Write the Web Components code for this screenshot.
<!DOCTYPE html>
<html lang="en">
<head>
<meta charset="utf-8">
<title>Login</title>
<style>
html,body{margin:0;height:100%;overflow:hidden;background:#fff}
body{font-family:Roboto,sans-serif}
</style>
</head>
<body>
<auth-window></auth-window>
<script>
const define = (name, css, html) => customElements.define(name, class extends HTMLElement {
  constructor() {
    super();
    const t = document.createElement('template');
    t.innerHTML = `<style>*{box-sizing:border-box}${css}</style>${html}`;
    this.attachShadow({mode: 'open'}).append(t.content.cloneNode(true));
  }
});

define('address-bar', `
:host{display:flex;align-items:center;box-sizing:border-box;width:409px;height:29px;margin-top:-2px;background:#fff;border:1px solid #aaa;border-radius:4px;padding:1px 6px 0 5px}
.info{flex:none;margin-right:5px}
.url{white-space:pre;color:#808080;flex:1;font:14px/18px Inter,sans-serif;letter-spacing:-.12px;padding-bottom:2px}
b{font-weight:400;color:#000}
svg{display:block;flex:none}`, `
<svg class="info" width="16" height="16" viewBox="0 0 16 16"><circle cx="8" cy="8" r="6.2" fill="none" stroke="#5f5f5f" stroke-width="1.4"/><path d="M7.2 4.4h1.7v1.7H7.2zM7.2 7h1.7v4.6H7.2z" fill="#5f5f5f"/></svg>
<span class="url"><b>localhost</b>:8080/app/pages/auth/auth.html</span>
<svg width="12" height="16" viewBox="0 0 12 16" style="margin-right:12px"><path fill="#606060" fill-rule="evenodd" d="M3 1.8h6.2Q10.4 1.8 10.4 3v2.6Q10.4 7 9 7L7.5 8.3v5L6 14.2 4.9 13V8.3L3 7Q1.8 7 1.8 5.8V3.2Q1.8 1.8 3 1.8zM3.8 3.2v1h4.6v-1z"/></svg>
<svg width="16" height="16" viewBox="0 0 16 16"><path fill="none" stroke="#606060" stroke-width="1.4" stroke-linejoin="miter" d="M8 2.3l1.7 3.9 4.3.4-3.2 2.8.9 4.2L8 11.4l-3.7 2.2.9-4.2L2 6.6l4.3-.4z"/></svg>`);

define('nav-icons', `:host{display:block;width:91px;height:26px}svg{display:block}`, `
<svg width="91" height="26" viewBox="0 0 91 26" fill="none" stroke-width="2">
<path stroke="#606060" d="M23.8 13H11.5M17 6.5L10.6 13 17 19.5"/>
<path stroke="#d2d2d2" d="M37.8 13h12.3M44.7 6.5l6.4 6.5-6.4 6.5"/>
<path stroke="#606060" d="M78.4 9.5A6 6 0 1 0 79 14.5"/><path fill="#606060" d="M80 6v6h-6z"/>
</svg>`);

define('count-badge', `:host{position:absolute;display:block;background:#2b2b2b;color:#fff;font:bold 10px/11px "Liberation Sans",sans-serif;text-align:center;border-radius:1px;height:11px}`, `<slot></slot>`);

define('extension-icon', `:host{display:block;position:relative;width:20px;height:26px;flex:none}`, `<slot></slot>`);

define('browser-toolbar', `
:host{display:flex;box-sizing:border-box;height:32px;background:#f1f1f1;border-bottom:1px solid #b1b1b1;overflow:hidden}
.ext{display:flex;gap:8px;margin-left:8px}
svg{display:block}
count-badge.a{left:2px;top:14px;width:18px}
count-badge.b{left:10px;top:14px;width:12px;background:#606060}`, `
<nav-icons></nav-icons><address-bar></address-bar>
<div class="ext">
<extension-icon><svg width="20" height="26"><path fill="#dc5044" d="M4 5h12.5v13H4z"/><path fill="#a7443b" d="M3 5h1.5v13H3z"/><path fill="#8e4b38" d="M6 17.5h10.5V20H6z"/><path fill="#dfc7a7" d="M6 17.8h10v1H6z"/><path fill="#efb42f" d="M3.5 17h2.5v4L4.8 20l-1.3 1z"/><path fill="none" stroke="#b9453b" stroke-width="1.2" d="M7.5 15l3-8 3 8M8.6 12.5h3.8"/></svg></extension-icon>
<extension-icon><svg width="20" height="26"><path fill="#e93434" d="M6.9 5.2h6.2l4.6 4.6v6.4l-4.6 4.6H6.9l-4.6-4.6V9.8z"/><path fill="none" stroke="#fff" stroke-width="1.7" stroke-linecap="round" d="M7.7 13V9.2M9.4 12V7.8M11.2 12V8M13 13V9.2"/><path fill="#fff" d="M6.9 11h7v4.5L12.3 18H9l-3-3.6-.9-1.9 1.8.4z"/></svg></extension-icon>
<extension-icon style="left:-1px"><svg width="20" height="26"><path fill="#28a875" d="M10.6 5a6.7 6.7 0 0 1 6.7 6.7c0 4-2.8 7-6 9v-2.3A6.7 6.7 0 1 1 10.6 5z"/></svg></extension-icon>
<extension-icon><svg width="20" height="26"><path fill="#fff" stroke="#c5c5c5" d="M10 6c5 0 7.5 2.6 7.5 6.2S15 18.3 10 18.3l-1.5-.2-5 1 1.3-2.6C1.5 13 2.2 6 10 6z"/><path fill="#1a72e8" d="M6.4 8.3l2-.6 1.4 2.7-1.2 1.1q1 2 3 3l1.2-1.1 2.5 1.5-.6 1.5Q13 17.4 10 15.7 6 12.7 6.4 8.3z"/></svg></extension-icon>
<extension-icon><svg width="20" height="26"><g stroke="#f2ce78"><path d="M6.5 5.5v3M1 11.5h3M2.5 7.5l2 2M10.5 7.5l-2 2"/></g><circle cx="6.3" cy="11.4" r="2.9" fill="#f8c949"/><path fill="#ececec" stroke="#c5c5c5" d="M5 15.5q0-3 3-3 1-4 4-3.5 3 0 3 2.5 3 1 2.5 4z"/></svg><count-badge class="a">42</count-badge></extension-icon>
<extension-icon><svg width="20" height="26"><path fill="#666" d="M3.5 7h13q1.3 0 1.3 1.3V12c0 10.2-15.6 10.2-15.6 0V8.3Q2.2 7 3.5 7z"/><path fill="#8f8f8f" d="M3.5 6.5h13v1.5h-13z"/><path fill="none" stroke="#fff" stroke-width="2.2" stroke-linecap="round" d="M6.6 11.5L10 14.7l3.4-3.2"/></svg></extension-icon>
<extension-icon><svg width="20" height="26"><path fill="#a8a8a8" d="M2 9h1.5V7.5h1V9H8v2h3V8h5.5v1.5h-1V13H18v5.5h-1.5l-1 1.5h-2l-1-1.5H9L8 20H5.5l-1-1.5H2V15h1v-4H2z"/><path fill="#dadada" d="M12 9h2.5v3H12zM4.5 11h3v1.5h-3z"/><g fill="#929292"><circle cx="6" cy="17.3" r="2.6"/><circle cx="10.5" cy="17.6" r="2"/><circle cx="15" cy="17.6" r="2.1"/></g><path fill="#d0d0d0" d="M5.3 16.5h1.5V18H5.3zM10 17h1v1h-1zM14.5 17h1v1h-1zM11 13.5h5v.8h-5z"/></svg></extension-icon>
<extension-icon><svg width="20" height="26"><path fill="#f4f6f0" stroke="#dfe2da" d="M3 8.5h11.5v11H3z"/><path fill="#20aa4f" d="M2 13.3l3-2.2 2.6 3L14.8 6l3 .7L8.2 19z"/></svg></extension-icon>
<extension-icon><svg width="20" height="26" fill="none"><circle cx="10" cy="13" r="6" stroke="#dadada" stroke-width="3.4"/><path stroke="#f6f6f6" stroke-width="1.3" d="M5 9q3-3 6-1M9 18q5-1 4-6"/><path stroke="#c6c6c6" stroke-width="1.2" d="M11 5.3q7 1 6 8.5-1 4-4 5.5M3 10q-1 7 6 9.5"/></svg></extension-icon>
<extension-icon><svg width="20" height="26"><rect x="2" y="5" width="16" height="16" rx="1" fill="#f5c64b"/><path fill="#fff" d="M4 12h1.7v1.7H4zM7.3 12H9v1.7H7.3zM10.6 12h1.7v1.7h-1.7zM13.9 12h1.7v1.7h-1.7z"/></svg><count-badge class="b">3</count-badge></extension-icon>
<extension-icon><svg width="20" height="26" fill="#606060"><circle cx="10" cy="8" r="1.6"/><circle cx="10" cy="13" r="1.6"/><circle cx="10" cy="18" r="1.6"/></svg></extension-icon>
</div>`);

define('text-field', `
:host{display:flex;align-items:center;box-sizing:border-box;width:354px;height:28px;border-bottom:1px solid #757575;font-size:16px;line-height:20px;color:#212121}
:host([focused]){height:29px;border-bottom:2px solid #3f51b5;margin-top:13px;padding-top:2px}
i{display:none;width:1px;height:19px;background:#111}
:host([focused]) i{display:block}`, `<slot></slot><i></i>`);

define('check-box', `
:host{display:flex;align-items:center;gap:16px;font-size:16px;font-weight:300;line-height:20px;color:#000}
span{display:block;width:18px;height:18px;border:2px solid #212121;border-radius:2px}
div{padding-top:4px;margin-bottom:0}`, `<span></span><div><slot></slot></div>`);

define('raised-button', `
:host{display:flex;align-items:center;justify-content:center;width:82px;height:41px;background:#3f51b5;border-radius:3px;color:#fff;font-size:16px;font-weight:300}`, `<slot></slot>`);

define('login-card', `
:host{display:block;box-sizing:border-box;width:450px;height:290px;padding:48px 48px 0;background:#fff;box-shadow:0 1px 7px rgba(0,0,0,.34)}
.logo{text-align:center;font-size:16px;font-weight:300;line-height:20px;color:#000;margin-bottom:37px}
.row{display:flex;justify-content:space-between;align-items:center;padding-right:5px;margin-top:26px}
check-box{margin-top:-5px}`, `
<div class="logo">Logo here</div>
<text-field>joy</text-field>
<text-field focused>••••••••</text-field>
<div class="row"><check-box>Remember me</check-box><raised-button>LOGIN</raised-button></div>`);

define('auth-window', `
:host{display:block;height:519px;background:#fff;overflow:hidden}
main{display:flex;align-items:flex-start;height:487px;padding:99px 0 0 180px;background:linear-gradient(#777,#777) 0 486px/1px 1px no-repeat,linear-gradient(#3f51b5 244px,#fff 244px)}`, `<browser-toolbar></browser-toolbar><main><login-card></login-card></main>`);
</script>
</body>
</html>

^^^^

__Set task__: Look above for every line with the word "this" and copy it.

__Written solution__:
Write the Web Components code for this screenshot.
    this.attachShadow({mode: 'open'}).append(t.content.cloneNode(true));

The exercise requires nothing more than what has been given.